LONDON Underground has revealed that the rail unions are demanding a 32-hour, four day working week, as another all-out strike looms.
Talks at ACAS over pay and conditions for staff on the proposed 'Night Tube' broke down two days ago, and the Underground is set to close for 24 hours from 21.30 tomorrow. The action is being taken by members of ASLEF, RMT, TSSA and UNITE.
RMT general secretary Mick Cash has labelled the plans for Night Tube, which is planned to begin on 12 September, as 'botched from the off', although the RMT has said that it is not opposing all-night services on Friday and Saturday nights in principle so long as the pay and conditions are acceptable.

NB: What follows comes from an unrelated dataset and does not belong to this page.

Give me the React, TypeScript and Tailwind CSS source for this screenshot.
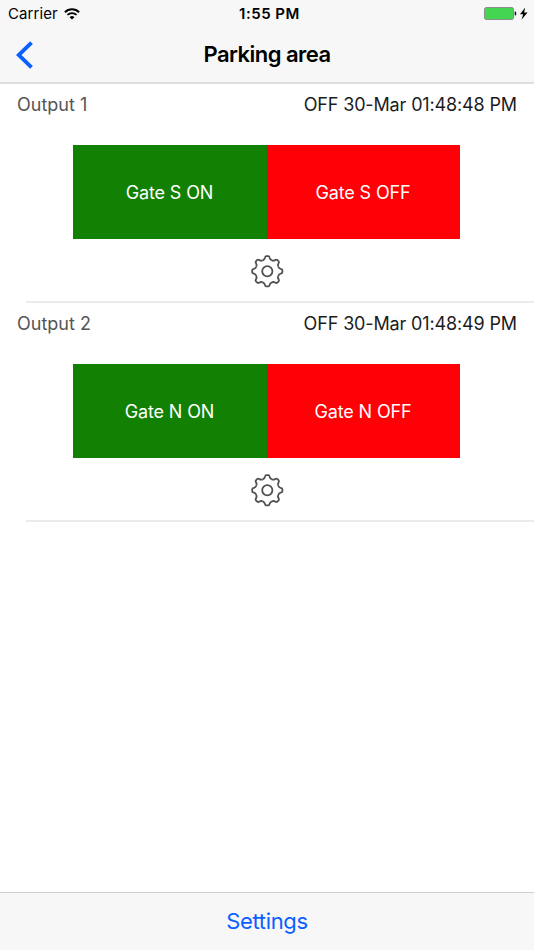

The RMT has accused the Underground's negotiating team of lacking experience in railway pay bargaining, but until now the extent of the unions' demands had not been known.
The revised offer currently on the table includes an above-inflation average two per cent salary increase this year and an inflation-proof rise in 2016 and 2017, plus a single bonus of £500 for all Night Tube staff and an extra £200 a night for train drivers during a 'short transition' period. Station staff will get another bonus of £500 when the closure of ticket offices has been completed next February.
The Underground's managing director Nick Brown said: "The unions rejected this fair offer outright and instead demanded more money, the hiring of even more staff – including for ticket offices that customers no longer use – and a 32-hour, four day week. No employer can afford to meet those sorts of demands.
"We continue to urge them to call off the strike, put the new offer to their members and not subject Londoners to further unnecessary disruption. We remain available for talks at any time."
A spokesman for the RMT said it was the union's policy to seek reductions in working hours, and that a 32-hour week had been a 'policy objective for some years now'.
Underground passengers are being urged to complete their journeys by 18.30 tomorrow evening, before services start to be wound down and trains return to their depots.